-- start Data listing --

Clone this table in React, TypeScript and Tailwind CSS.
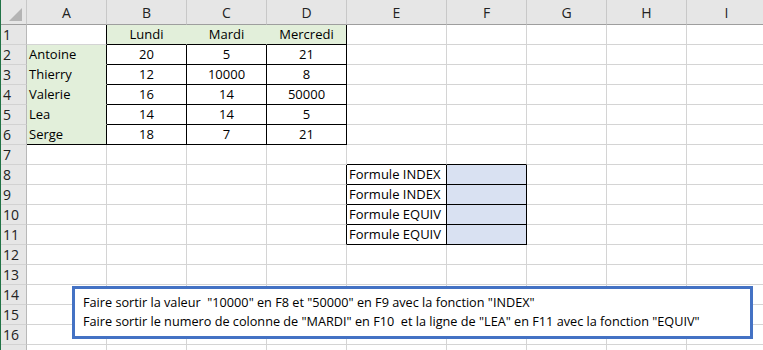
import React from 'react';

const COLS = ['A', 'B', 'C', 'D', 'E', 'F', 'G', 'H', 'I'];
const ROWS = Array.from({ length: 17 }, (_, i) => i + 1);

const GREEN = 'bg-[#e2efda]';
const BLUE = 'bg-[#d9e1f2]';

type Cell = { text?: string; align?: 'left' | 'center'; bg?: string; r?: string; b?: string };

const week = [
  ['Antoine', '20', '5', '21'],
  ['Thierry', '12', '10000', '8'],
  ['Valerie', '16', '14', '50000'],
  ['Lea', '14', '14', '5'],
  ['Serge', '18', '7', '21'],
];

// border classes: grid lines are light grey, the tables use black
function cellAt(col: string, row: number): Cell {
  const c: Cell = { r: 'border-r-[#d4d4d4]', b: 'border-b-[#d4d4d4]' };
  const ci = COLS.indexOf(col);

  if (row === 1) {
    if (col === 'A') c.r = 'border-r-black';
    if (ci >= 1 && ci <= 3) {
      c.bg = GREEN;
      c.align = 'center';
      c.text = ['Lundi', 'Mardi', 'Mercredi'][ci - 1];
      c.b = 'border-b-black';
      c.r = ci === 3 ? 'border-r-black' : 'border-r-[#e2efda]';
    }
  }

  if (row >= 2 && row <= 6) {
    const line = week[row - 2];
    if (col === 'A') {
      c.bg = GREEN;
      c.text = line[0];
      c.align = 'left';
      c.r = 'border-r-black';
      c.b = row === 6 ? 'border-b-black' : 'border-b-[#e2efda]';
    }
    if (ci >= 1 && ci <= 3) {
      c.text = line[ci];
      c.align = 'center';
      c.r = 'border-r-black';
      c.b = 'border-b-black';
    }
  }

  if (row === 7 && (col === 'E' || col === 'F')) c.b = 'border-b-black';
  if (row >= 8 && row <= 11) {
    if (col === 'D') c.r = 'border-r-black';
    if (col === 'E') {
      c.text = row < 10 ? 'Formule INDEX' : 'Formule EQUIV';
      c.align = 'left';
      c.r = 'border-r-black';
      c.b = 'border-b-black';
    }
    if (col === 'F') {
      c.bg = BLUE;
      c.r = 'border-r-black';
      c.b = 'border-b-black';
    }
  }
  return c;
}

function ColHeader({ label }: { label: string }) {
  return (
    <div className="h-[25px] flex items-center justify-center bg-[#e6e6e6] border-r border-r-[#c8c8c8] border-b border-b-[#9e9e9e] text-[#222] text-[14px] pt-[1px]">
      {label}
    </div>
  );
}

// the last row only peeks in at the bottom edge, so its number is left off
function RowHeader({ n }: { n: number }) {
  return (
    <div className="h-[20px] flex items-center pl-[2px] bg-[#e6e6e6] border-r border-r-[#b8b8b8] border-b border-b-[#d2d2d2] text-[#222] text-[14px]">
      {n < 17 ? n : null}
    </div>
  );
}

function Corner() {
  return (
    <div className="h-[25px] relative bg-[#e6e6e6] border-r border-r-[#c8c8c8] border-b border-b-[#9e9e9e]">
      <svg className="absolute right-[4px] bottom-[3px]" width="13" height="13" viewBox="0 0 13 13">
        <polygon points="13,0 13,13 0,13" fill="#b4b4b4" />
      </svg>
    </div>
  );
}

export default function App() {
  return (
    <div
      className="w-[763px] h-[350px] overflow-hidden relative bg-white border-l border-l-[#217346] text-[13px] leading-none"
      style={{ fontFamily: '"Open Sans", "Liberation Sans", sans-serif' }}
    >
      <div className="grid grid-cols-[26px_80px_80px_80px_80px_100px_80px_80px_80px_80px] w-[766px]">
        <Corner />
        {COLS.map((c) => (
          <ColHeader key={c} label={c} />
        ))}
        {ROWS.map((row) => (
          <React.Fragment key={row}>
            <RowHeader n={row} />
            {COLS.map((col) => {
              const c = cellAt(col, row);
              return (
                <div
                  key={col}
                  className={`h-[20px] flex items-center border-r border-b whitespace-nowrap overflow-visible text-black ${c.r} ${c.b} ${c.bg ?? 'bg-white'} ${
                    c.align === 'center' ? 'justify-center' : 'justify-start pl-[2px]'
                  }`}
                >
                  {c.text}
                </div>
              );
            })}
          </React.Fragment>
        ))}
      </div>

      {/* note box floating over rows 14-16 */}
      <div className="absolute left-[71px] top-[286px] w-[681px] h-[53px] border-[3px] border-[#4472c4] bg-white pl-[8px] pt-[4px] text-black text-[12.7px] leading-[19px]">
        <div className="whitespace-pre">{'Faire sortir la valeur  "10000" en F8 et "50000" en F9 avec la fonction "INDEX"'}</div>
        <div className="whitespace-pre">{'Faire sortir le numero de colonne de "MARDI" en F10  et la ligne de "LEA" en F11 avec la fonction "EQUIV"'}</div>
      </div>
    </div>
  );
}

-- end Data listing --
-- start Data listing --

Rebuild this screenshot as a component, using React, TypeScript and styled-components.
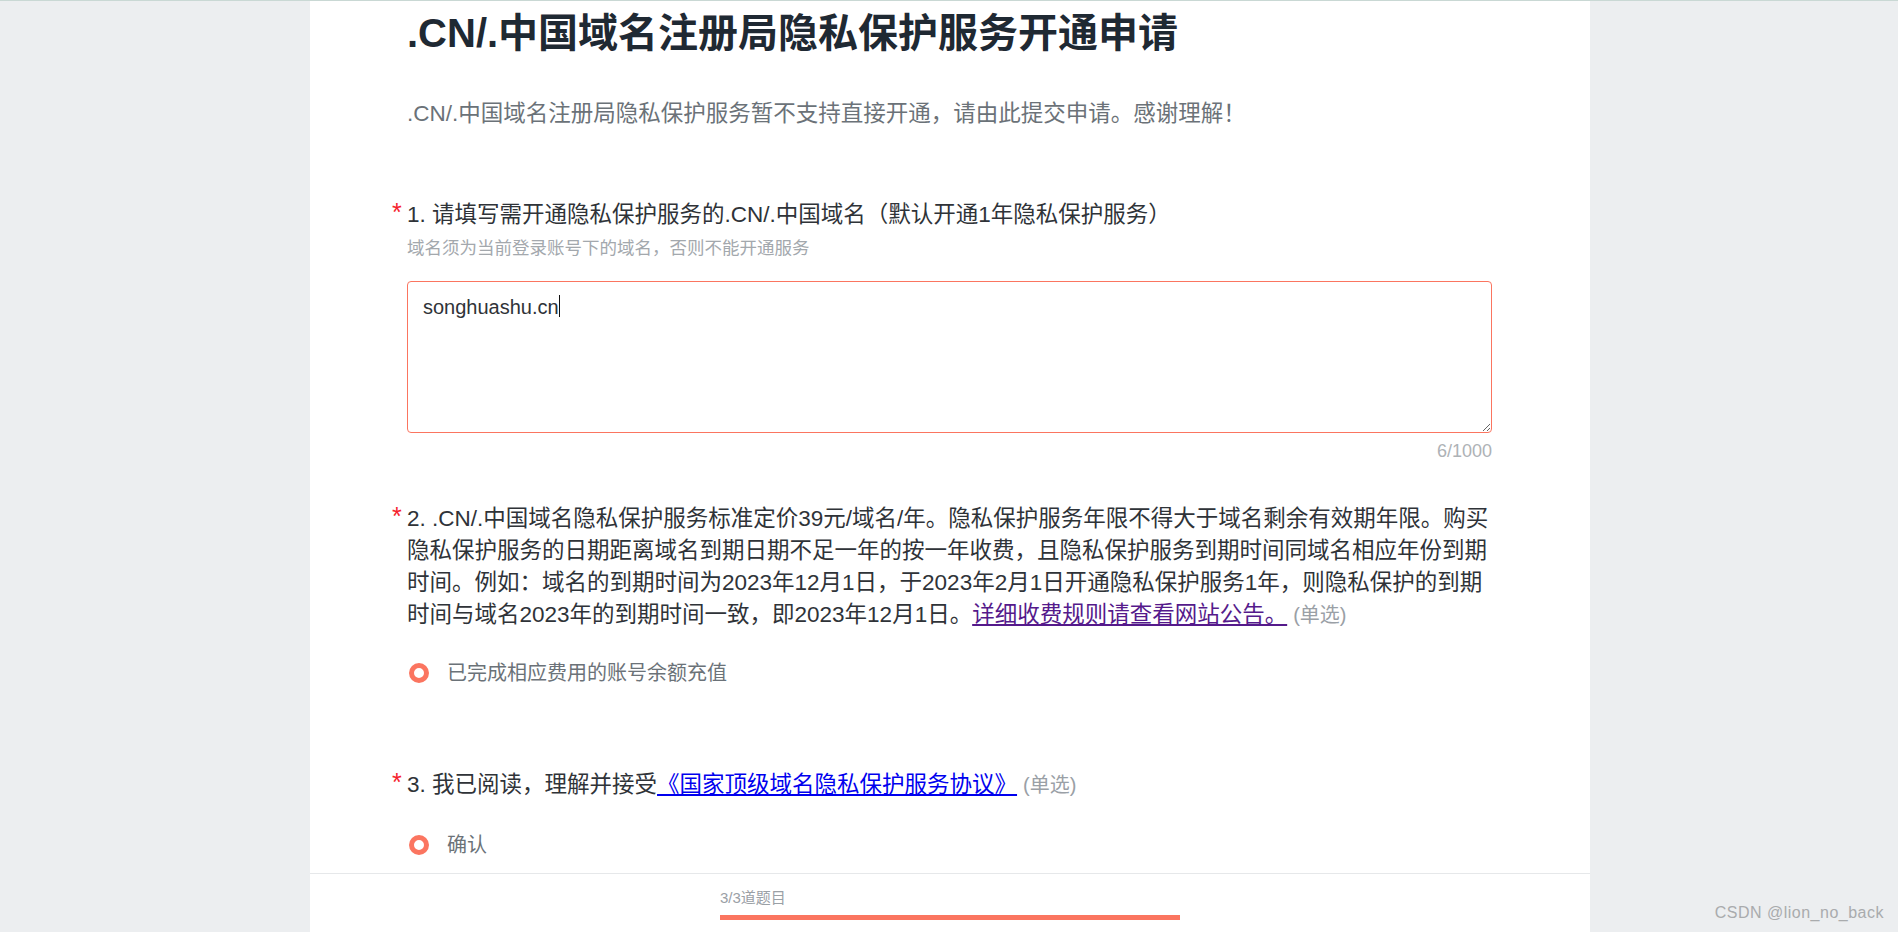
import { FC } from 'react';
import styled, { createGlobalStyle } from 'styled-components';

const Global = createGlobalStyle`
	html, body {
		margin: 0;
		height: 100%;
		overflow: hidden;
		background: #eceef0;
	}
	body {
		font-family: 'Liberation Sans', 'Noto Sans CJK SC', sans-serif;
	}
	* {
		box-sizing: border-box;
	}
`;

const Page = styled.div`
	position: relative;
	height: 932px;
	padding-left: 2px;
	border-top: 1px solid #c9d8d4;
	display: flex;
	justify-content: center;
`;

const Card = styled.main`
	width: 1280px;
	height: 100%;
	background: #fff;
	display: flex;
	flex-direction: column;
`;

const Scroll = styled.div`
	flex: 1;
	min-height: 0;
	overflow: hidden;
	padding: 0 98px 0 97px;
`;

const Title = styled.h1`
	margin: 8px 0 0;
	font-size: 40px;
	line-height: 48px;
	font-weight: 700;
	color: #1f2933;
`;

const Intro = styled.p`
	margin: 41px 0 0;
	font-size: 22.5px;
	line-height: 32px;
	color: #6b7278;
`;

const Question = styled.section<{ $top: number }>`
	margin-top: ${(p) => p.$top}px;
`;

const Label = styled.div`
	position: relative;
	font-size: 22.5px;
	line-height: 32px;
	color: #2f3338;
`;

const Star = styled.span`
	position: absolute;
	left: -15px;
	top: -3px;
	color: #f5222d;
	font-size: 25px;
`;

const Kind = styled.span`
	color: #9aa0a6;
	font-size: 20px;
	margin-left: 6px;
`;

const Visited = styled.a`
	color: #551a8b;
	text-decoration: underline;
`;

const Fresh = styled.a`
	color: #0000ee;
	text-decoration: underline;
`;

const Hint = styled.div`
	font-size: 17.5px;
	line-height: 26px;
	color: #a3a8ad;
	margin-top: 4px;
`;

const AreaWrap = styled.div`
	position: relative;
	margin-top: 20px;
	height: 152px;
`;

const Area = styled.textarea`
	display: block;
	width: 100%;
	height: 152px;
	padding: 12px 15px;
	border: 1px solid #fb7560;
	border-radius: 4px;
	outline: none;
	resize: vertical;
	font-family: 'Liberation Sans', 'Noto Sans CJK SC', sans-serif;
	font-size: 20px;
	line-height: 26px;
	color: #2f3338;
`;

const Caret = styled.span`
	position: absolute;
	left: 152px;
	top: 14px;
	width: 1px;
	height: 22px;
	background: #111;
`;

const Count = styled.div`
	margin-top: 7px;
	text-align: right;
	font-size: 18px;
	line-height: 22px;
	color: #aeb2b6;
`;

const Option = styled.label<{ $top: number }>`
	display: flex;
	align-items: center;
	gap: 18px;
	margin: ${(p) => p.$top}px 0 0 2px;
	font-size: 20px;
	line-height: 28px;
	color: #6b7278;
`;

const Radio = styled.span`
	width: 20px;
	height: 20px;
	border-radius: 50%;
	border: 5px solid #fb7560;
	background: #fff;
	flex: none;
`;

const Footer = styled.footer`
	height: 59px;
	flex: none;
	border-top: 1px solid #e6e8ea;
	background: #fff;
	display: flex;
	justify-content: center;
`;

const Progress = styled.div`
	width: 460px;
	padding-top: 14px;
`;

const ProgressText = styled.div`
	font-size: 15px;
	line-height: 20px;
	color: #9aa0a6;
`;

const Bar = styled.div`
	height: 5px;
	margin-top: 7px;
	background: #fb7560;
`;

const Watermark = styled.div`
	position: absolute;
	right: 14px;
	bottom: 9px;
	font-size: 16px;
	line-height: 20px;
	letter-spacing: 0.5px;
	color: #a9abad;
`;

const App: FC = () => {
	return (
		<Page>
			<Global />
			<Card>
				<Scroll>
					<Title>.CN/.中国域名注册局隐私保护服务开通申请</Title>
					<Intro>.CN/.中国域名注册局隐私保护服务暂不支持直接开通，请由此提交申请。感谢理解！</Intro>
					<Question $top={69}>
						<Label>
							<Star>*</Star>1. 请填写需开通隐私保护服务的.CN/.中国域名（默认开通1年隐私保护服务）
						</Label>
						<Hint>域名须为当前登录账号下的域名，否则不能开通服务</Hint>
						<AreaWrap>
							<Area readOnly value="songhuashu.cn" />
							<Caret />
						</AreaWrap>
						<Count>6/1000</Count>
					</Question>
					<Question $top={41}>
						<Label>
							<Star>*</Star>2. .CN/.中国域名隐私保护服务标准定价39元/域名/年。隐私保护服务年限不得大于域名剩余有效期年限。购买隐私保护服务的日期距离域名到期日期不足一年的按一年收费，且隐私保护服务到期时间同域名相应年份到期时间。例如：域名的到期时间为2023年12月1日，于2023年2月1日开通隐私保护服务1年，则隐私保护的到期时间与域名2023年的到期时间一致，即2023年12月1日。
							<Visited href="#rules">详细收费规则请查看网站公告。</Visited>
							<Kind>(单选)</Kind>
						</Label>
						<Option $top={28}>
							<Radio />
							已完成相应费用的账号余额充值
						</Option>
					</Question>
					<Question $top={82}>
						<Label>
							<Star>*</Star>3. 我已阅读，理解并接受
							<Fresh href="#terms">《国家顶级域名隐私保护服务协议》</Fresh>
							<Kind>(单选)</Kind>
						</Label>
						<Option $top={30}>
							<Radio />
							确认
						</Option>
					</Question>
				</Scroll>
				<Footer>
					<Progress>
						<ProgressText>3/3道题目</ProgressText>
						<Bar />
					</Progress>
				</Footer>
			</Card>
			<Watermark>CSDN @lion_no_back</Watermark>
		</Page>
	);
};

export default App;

-- end Data listing --
-- start Data listing --

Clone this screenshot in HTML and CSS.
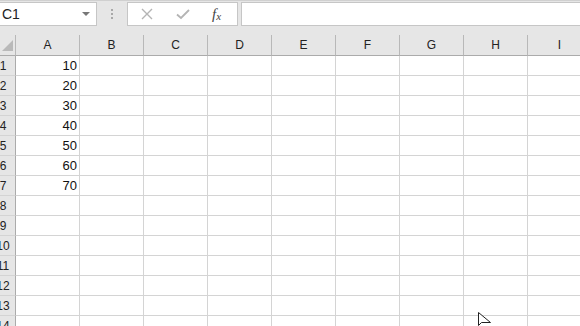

-- end Data listing --

Task prompt: Keep the images out of the copy. Repeat word for word only the lines from the one containing "Clone this table" through the one containing "string; align?: 'left'", both ends included.

Right answer:
Clone this table in React, TypeScript and Tailwind CSS.
import React from 'react';

const COLS = ['A', 'B', 'C', 'D', 'E', 'F', 'G', 'H', 'I'];
const ROWS = Array.from({ length: 17 }, (_, i) => i + 1);

const GREEN = 'bg-[#e2efda]';
const BLUE = 'bg-[#d9e1f2]';

type Cell = { text?: string; align?: 'left' | 'center'; bg?: string; r?: string; b?: string };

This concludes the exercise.